Conceptually, each measure \(y_i\) is thought of as a single realization of an infinite number of potential measurements \(y_{it}\)
Bias and variability refer to two different ways that our expected value (\(E_t\)) of \(y_{it}\) over many trials would differ from \(Y_i\):
\[ \mathbb{E}_t(y_{it}) - Y_i \]
If error is random, then:
\[ \mathbb{E}_t(y_{it}) = Y_i \]
If error systematic, then:
\[ \mathbb{E}_t(y_{it}) \neq Y_i \]
Random
Systematic
What are we actually hoping to measure when we measure “public opinion”?
Is public opinion a coherent thing? Do surveys miss important dimensions of it?
Two views are worth reviewing for context:
A more pessimistic view: “non-attitudes”
A more optimistic view: measurement error.
Non-attitudes mostly associated with Phillip Converse, who, along with Angus Campbell and Warren Miller, conducted some of the earliest systematic survey research on American voters.
Sought to understand how people choose candidates and the role of belief systems/ideology in the choice.
For Converse, many survey responses represent non-attitudes:
“Large portions of an electorate simply do not have meaningful beliefs”
An alternative explanation for response instability is measurement error: if questions are vague, then response instability can be explained by people randomly misinterpreting the question even if they have a stable attitude.
Chris Achen notes that there was response instability even on non-political questions like “how often do you attend church?” (Achen 1975)
Consistent with expectations, the responses are much more stable when measured using more than one question. (Ansolabehere, Rodden, and Snyder Jr 2008)
There is still instability! But there might be less of it than what Converse initially uncovered.

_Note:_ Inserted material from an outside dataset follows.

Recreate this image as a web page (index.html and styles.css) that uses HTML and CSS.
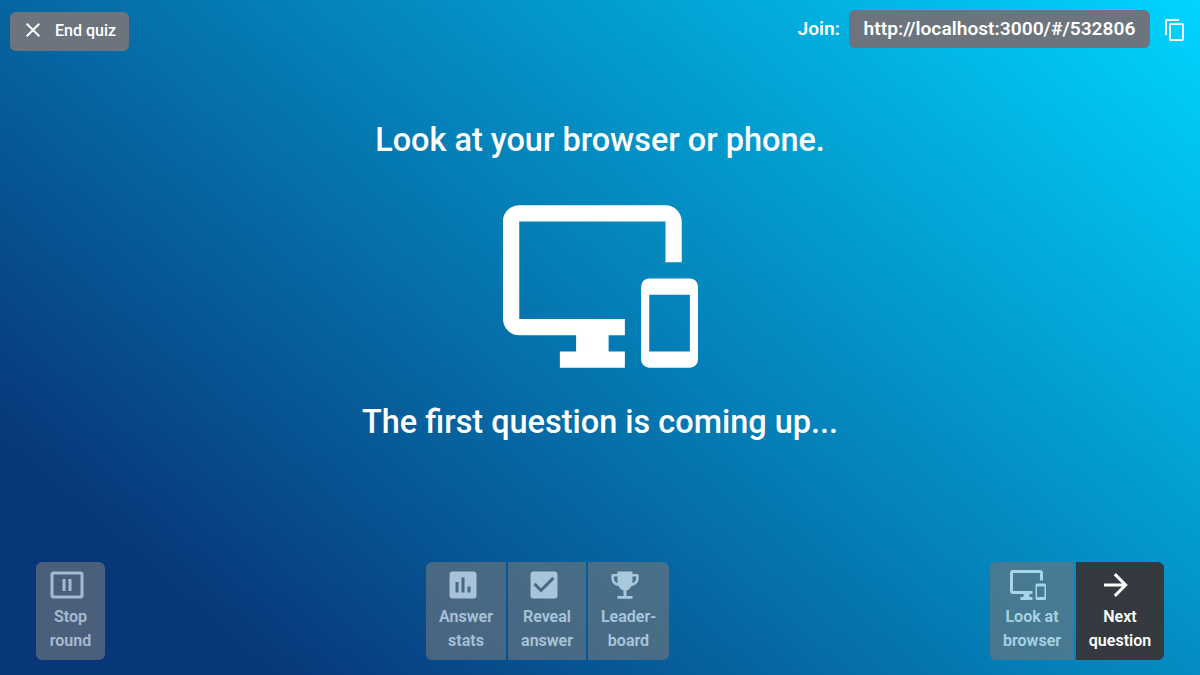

Where does Zaller land between these two perspectives? Is his view more optimistic or less optimistic than the “non-attitudes” explanation?
Does his imply measurement error is the problem or is it more a question of construct validity?
If Zaller is right, what should be done to improve the quality of survey responses?
Under Zaller’s model, why do more sophisticated respondents give more stable responses?